The effects on the price of a call option from an increase in volatility and an increase in interest rates are: Increase in Volatility Increase in Interest Rates A. Decrease Increase B. Increase Increase C. Increase Decrease D. Increase No impact So volatility is def increase. But with an increase in IR surely the price of a call option decreases? Inverse yield curve and call option valuable at low yields? The answer says: When volatility increases, the price of options increase. When interest rates increase, call option prices increase. Am I going crazy here?

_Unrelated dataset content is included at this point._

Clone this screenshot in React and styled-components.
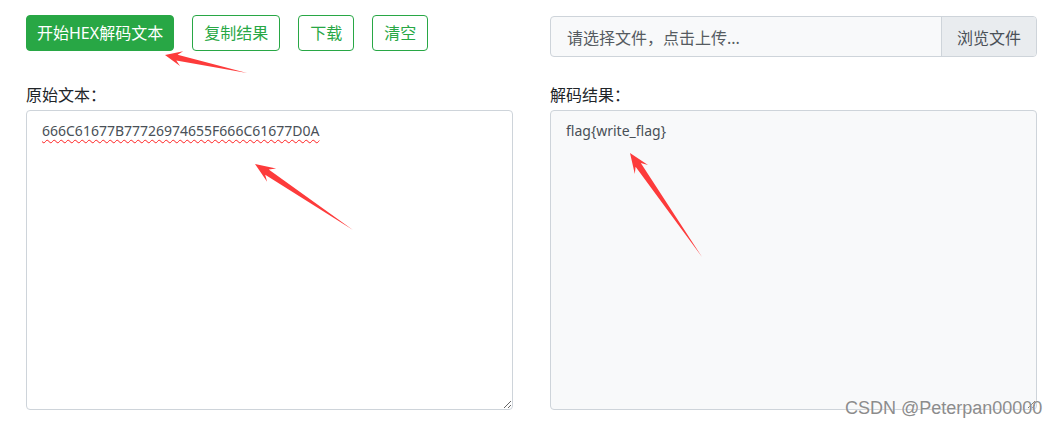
import React from "react";
import styled, { createGlobalStyle } from "styled-components";

const GlobalStyle = createGlobalStyle`
  html, body {
    margin: 0;
    padding: 0;
    background: #fff;
    overflow: hidden;
  }
  body {
    font-family: "Noto Sans", "Noto Sans CJK SC", sans-serif;
    color: #212529;
  }
`;

// arrow drawn as a tapered shaft ending in a barbed head
const arrowPoints = ([tx, ty], [ex, ey], head = 19, wing = 8, neck = 3) => {
  const len = Math.hypot(tx - ex, ty - ey);
  const ux = (tx - ex) / len;
  const uy = (ty - ey) / len;
  const nx = -uy;
  const ny = ux;
  const bx = tx - ux * head;
  const by = ty - uy * head;
  const cx = tx - ux * head * 0.72;
  const cy = ty - uy * head * 0.72;
  const pts = [
    [tx, ty],
    [bx + nx * wing, by + ny * wing],
    [cx + nx * neck, cy + ny * neck],
    [ex, ey],
    [cx - nx * neck, cy - ny * neck],
    [bx - nx * wing, by - ny * wing],
  ];
  return pts.map((p) => p.map((v) => v.toFixed(1)).join(",")).join(" ");
};

const arrows = [
  { tip: [165, 55], tail: [247, 73], head: 17, wing: 7.5, neck: 3 },
  { tip: [255, 164], tail: [353, 230], head: 20, wing: 8, neck: 3.2 },
  { tip: [630, 153], tail: [702, 257], head: 20, wing: 8, neck: 3.2 },
];

const App = () => {
  return (
    <Page>
      <GlobalStyle />
      <Grid>
        <Toolbar>
          <Button $solid>开始HEX解码文本</Button>
          <Button>复制结果</Button>
          <Button>下载</Button>
          <Button>清空</Button>
        </Toolbar>

        <FileBox>
          <FilePlaceholder>请选择文件，点击上传...</FilePlaceholder>
          <BrowseButton>浏览文件</BrowseButton>
        </FileBox>

        <Field>
          <Label>原始文本：</Label>
          <TextArea
            $misspelled
            spellCheck={false}
            defaultValue="666C61677B77726974655F666C61677D0A"
          />
        </Field>

        <Field>
          <Label>解码结果：</Label>
          <TextArea $readonly readOnly defaultValue="flag{write_flag}" />
        </Field>
      </Grid>

      <Annotations width="1059" height="428" viewBox="0 0 1059 428">
        {arrows.map((a, i) => (
          <polygon
            key={i}
            points={arrowPoints(a.tip, a.tail, a.head, a.wing, a.neck)}
            fill="#fd3b3b"
          />
        ))}
      </Annotations>

      <Watermark>CSDN @Peterpan00000</Watermark>
    </Page>
  );
};

const Page = styled.div`
  position: relative;
  width: 1059px;
  height: 428px;
  box-sizing: border-box;
  padding: 15px 22px 0 26px;
`;

const Grid = styled.div`
  display: grid;
  grid-template-columns: 487px 487px;
  grid-template-rows: 42px auto;
  column-gap: 37px;
  row-gap: 26px;
`;

const Toolbar = styled.div`
  display: flex;
  align-items: flex-start;
  gap: 18px;
`;

const Button = styled.button`
  height: 36px;
  padding: 0 ${(p) => (p.$solid ? "10px" : "11px")};
  border: 1px solid #28a745;
  border-radius: 4px;
  background: ${(p) => (p.$solid ? "#28a745" : "#fff")};
  color: ${(p) => (p.$solid ? "#fff" : "#28a745")};
  font-family: "Noto Sans", "Noto Sans CJK SC", sans-serif;
  font-size: 16px;
  line-height: 24px;
  cursor: pointer;
  white-space: nowrap;
`;

const FileBox = styled.div`
  display: flex;
  height: 41px;
  margin-top: 1px;
  box-sizing: border-box;
  border: 1px solid #ced4da;
  border-radius: 4px;
  background: #f8f9fa;
  overflow: hidden;
`;

const FilePlaceholder = styled.div`
  flex: 1;
  display: flex;
  align-items: center;
  padding-left: 16px;
  font-size: 16px;
  color: #555b61;
`;

const BrowseButton = styled.div`
  display: flex;
  align-items: center;
  padding: 0 15px;
  border-left: 1px solid #ced4da;
  background: #e9ecef;
  font-size: 16px;
  color: #495057;
`;

const Field = styled.div`
  display: flex;
  flex-direction: column;
`;

const Label = styled.label`
  font-size: 16px;
  line-height: 24px;
  margin-bottom: 3px;
  color: #212529;
`;

const TextArea = styled.textarea`
  height: 300px;
  box-sizing: border-box;
  padding: 9px 15px;
  border: 1px solid #ced4da;
  border-radius: 4px;
  background: ${(p) => (p.$readonly ? "#f8f9fa" : "#fff")};
  color: #495057;
  font-family: "Noto Sans", "Noto Sans CJK SC", sans-serif;
  font-size: 14px;
  line-height: 21px;
  resize: vertical;
  outline: none;
  text-decoration: ${(p) => (p.$misspelled ? "underline wavy #ff2020" : "none")};
  text-decoration-thickness: 1px;
  text-underline-offset: 3px;
`;

const Annotations = styled.svg`
  position: absolute;
  left: 0;
  top: 0;
  pointer-events: none;
`;

const Watermark = styled.div`
  position: absolute;
  left: 845px;
  top: 398px;
  font-family: "Liberation Sans", Arial, sans-serif;
  font-size: 18px;
  color: #8c8c8c;
  text-shadow: 0 0 2px #fff;
  white-space: nowrap;
  pointer-events: none;
`;

export default App;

The price of the call option itself increases. It’s because the option to call the bond is worth more when interest rates are volatile

> > So volatility is def increase. But with an > increase in IR surely the price of a call option > decreases? Inverse yield curve and call option > valuable at low yields? The answer says: > When volatility increases, the price of options > increase. When interest rates increase, call > option prices increase. > > Am I going crazy here? B, rates up = higher calls, it is the opposite effect of what higher rates do to common stox, that is how i remember it. as far as vol, higher vol ALWAYS increases option value. I f i buy a microsoft call and volatility is 25%, but then a takeover rumor surfaces, implied vol pops, and my call premia inflates. BOOM rates up ----> lower puts though, that is key to know, too

use put call parity equation, C=P+S-X/(1+r)^t ==> interest rate increase --> C will also increase

thunderanalyst Wrote: ------------------------------------------------------- > use put call parity equation, > > C=P+S-X/(1+r)^t ==> interest rate increase --> C > will also increase good point, kemosabe. put call parity is a good price discovery mechanism - boom

Sorry i’m not following you. Ignoring volatility, Call option is valuable at low yields as it is an option to the borrower to retire debt at low yield levels. At high yields it’s worthless. What am I missing here?

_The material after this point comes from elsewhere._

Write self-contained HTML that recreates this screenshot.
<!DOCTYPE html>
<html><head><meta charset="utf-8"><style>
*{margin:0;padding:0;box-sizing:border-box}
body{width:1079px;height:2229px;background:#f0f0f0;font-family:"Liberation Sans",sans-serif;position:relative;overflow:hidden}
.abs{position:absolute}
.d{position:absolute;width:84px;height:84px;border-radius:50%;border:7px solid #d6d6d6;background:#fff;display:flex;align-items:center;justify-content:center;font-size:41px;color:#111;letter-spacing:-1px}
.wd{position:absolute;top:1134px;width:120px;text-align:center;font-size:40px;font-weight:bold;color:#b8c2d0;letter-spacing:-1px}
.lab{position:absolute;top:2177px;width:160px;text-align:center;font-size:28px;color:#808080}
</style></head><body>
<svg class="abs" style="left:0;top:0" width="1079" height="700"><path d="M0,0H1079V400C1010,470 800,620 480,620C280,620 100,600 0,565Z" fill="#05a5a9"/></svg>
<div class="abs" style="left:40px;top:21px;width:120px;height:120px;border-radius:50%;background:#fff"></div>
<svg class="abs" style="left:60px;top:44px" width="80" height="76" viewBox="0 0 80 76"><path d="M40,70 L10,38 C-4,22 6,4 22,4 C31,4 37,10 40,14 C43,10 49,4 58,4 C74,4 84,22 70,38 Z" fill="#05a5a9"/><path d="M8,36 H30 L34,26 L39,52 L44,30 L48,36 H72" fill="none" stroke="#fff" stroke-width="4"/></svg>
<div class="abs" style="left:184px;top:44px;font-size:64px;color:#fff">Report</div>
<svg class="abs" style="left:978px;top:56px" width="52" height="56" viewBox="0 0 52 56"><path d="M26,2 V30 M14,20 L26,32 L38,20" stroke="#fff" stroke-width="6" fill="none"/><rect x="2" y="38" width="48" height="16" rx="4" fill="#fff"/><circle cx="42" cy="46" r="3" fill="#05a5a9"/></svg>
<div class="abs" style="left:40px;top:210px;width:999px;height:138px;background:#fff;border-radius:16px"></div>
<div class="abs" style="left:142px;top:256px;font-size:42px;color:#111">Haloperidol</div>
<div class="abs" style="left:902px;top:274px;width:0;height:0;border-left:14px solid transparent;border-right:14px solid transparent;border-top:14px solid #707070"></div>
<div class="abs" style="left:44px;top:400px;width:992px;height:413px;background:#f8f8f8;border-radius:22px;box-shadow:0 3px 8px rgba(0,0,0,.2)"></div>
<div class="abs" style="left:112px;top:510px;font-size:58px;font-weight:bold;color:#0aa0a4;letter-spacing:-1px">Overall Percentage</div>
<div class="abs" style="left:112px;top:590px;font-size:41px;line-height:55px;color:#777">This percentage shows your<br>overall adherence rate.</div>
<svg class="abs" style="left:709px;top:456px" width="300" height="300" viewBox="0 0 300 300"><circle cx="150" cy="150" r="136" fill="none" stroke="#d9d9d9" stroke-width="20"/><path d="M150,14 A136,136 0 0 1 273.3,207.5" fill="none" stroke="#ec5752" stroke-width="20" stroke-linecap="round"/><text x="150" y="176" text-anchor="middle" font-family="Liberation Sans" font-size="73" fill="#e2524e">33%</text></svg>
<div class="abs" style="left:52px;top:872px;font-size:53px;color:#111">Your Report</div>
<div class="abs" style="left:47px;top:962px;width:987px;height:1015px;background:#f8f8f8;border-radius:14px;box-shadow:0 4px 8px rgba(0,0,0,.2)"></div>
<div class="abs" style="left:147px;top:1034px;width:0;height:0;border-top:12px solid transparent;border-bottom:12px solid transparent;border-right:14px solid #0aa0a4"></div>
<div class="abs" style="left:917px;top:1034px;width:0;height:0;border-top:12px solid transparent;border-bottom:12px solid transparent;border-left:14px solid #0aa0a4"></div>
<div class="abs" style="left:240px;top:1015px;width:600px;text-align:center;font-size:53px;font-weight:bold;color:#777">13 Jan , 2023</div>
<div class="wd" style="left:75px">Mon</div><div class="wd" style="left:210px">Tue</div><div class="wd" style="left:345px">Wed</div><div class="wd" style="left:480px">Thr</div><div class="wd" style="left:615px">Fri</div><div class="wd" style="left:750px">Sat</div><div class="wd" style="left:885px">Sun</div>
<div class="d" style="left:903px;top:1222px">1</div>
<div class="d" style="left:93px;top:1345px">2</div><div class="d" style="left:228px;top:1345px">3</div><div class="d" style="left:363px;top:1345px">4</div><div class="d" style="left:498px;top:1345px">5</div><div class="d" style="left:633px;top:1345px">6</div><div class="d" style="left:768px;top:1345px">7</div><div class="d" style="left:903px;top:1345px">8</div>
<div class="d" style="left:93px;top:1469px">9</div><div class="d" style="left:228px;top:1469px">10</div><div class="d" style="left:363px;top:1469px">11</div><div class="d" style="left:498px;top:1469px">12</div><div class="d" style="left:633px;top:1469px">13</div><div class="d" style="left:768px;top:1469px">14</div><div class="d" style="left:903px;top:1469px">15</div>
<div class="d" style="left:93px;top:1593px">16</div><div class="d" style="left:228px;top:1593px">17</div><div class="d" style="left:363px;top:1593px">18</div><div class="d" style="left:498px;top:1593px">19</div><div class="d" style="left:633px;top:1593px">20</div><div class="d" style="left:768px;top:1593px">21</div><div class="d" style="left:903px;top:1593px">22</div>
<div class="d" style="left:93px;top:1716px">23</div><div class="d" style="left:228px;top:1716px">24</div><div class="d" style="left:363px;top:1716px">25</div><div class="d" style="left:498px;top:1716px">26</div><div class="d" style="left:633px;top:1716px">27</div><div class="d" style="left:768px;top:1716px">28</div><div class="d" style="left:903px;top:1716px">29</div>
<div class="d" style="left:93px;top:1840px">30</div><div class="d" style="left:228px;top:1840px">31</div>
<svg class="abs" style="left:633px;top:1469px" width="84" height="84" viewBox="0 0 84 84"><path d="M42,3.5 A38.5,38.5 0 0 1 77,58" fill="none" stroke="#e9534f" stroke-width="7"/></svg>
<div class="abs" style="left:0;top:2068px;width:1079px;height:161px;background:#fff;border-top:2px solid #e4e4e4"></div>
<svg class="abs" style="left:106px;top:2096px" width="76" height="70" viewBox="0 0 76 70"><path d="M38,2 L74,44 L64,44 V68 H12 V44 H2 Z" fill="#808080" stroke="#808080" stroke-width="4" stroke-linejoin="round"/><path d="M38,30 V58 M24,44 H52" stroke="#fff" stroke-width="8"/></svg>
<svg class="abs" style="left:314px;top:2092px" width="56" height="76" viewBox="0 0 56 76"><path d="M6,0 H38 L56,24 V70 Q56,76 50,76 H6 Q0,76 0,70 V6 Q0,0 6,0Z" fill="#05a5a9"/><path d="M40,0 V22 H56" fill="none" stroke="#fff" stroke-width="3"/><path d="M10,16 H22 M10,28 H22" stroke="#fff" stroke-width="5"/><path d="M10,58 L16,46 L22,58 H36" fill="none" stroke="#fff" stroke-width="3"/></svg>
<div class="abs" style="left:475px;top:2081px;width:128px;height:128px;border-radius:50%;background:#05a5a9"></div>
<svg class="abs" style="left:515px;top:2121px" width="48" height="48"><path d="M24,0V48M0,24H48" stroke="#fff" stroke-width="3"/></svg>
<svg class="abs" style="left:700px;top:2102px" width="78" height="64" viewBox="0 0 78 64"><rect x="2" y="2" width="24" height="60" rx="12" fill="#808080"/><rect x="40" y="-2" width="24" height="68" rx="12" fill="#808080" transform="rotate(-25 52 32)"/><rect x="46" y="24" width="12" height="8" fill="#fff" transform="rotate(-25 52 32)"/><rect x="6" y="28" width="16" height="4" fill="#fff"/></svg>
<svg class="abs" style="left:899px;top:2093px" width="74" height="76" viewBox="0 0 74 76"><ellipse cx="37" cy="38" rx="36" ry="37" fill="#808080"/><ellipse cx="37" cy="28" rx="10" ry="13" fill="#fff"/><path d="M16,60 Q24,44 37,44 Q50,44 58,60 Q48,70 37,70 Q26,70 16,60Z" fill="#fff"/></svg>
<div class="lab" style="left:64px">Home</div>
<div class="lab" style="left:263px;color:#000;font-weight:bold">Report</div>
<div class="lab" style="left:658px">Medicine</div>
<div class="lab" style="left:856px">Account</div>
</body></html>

mambovipi Wrote: ------------------------------------------------------- > The effects on the price of a call option from an > increase in volatility and an increase in interest > rates are: > Increase in Volatility Increase in Interest Rates > A. Decrease Increase > B. Increase Increase > C. Increase Decrease > D. Increase No impact > > So volatility is def increase. But with an > increase in IR surely the price of a call option > decreases? Inverse yield curve and call option > valuable at low yields? The answer says: > When volatility increases, the price of options > increase. When interest rates increase, call > option prices increase. > > Am I going crazy here? Volume 6, page 115, section 5.8, The Effect of Interest Rates and Volatility: “When interest rates are higher, call option prices are higher and put option prices are lower.” Page 116, “Higher volatility increases call and put option prices…” The question is NOT referring to a call feature on a bond. Be careful here.

AAAAAAAAAHHHHHHHHHHH It’s not referring to a bond… Thanks

I knew this wad what you were asking! So, if interest rates rise, call option price for options increases, but for bonds: P_cb = P_ncb - call option price if interest rates rise, the call option price decreases (unlikely the bond will be called), so P_cb increases.